DATA SECTION ->
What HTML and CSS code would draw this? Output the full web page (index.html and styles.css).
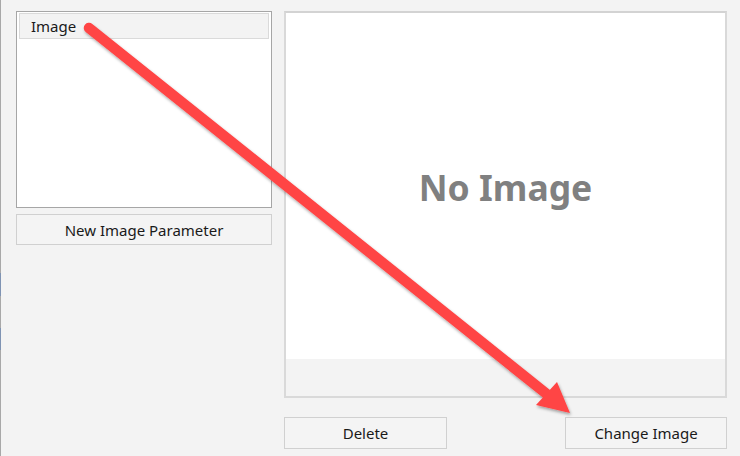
FILE: index.html
```html
<!DOCTYPE html>
<html>
<head>
<meta charset="utf-8">
<link rel="stylesheet" href="styles.css">
</head>
<body>
<div class="window">
  <div class="edge"></div>
  <div class="content">
    <div class="left">
      <div class="list">
        <div class="item">Image</div>
      </div>
      <button class="btn btn-new">New Image Parameter</button>
    </div>
    <div class="right">
      <div class="panel">
        <div class="preview"><span class="noimage">No Image</span></div>
        <div class="panel-foot"></div>
      </div>
      <div class="actions">
        <button class="btn btn-delete">Delete</button>
        <button class="btn btn-change">Change Image</button>
      </div>
    </div>
  </div>
  <svg class="arrow" width="740" height="456" viewBox="0 0 740 456">
    <defs>
      <filter id="sh" x="-10%" y="-10%" width="120%" height="120%">
        <feDropShadow dx="1" dy="2" stdDeviation="1.6" flood-color="#000" flood-opacity="0.35"/>
      </filter>
    </defs>
    <g filter="url(#sh)" fill="#ff4444" stroke="none">
      <line x1="89" y1="28" x2="548" y2="395" stroke="#ff4444" stroke-width="10.5" stroke-linecap="round"/>
      <polygon points="570,413 536,405 557,382"/>
    </g>
  </svg>
</div>
</body>
</html>
```
FILE: styles.css
```css
html, body {
  margin: 0;
  padding: 0;
  background: #f3f3f3;
}
body {
  font-family: "Noto Sans", "Open Sans", sans-serif;
  font-size: 15px;
  color: #1a1a1a;
}
.window {
  position: relative;
  width: 740px;
  height: 456px;
  display: flex;
  overflow: hidden;
}
.edge {
  width: 1px;
  flex: none;
  background: linear-gradient(to bottom, #a8a8a8 0, #a8a8a8 273px, #7f93b3 273px, #7f93b3 296px, #a8a8a8 296px, #a8a8a8 328px, #7f93b3 328px, #7f93b3 350px, #a8a8a8 350px);
}
.content {
  flex: 1;
  display: flex;
  gap: 12px;
  padding: 11px 0 0 15px;
}
.left {
  width: 256px;
  display: flex;
  flex-direction: column;
  gap: 6px;
}
.list {
  height: 197px;
  box-sizing: border-box;
  border: 1px solid #a6a6a6;
  background: #fff;
  padding: 1px 2px;
}
.item {
  height: 26px;
  box-sizing: border-box;
  border: 1px solid #dadada;
  background: #f3f3f3;
  padding-left: 11px;
  line-height: 24px;
  font-size: 15px;
}
.btn {
  font-family: inherit;
  font-size: 15px;
  color: #1a1a1a;
  background: #f4f4f4;
  border: 1px solid #d0d0d0;
  margin: 0;
  padding: 0;
  box-sizing: border-box;
}
.btn-new {
  height: 31px;
  width: 256px;
}
.right {
  width: 443px;
  display: flex;
  flex-direction: column;
  gap: 19px;
}
.panel {
  height: 387px;
  box-sizing: border-box;
  border: 2px solid #d9d9d9;
  border-top-color: #d3d3d3;
  display: flex;
  flex-direction: column;
  background: #f3f3f3;
}
.preview {
  height: 346px;
  background: #fff;
  display: flex;
  align-items: center;
  justify-content: center;
}
.noimage {
  font-size: 35.5px;
  font-weight: bold;
  color: #808080;
  padding: 2px 0 0 0;
}
.panel-foot {
  flex: 1;
}
.actions {
  display: flex;
  justify-content: space-between;
}
.btn-delete {
  width: 163px;
  height: 32px;
}
.btn-change {
  width: 162px;
  height: 32px;
}
.arrow {
  position: absolute;
  left: 0;
  top: 0;
  pointer-events: none;
}
```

TASK PROMPT -> Write the listing out a second time exactly, dropping all images.

FINISHED EXERCISE ->
What HTML and CSS code would draw this? Output the full web page (index.html and styles.css).
FILE: index.html
```html
<!DOCTYPE html>
<html>
<head>
<meta charset="utf-8">
<link rel="stylesheet" href="styles.css">
</head>
<body>
<div class="window">
  <div class="edge"></div>
  <div class="content">
    <div class="left">
      <div class="list">
        <div class="item">Image</div>
      </div>
      <button class="btn btn-new">New Image Parameter</button>
    </div>
    <div class="right">
      <div class="panel">
        <div class="preview"><span class="noimage">No Image</span></div>
        <div class="panel-foot"></div>
      </div>
      <div class="actions">
        <button class="btn btn-delete">Delete</button>
        <button class="btn btn-change">Change Image</button>
      </div>
    </div>
  </div>
  <svg class="arrow" width="740" height="456" viewBox="0 0 740 456">
    <defs>
      <filter id="sh" x="-10%" y="-10%" width="120%" height="120%">
        <feDropShadow dx="1" dy="2" stdDeviation="1.6" flood-color="#000" flood-opacity="0.35"/>
      </filter>
    </defs>
    <g filter="url(#sh)" fill="#ff4444" stroke="none">
      <line x1="89" y1="28" x2="548" y2="395" stroke="#ff4444" stroke-width="10.5" stroke-linecap="round"/>
      <polygon points="570,413 536,405 557,382"/>
    </g>
  </svg>
</div>
</body>
</html>
```
FILE: styles.css
```css
html, body {
  margin: 0;
  padding: 0;
  background: #f3f3f3;
}
body {
  font-family: "Noto Sans", "Open Sans", sans-serif;
  font-size: 15px;
  color: #1a1a1a;
}
.window {
  position: relative;
  width: 740px;
  height: 456px;
  display: flex;
  overflow: hidden;
}
.edge {
  width: 1px;
  flex: none;
  background: linear-gradient(to bottom, #a8a8a8 0, #a8a8a8 273px, #7f93b3 273px, #7f93b3 296px, #a8a8a8 296px, #a8a8a8 328px, #7f93b3 328px, #7f93b3 350px, #a8a8a8 350px);
}
.content {
  flex: 1;
  display: flex;
  gap: 12px;
  padding: 11px 0 0 15px;
}
.left {
  width: 256px;
  display: flex;
  flex-direction: column;
  gap: 6px;
}
.list {
  height: 197px;
  box-sizing: border-box;
  border: 1px solid #a6a6a6;
  background: #fff;
  padding: 1px 2px;
}
.item {
  height: 26px;
  box-sizing: border-box;
  border: 1px solid #dadada;
  background: #f3f3f3;
  padding-left: 11px;
  line-height: 24px;
  font-size: 15px;
}
.btn {
  font-family: inherit;
  font-size: 15px;
  color: #1a1a1a;
  background: #f4f4f4;
  border: 1px solid #d0d0d0;
  margin: 0;
  padding: 0;
  box-sizing: border-box;
}
.btn-new {
  height: 31px;
  width: 256px;
}
.right {
  width: 443px;
  display: flex;
  flex-direction: column;
  gap: 19px;
}
.panel {
  height: 387px;
  box-sizing: border-box;
  border: 2px solid #d9d9d9;
  border-top-color: #d3d3d3;
  display: flex;
  flex-direction: column;
  background: #f3f3f3;
}
.preview {
  height: 346px;
  background: #fff;
  display: flex;
  align-items: center;
  justify-content: center;
}
.noimage {
  font-size: 35.5px;
  font-weight: bold;
  color: #808080;
  padding: 2px 0 0 0;
}
.panel-foot {
  flex: 1;
}
.actions {
  display: flex;
  justify-content: space-between;
}
.btn-delete {
  width: 163px;
  height: 32px;
}
.btn-change {
  width: 162px;
  height: 32px;
}
.arrow {
  position: absolute;
  left: 0;
  top: 0;
  pointer-events: none;
}
```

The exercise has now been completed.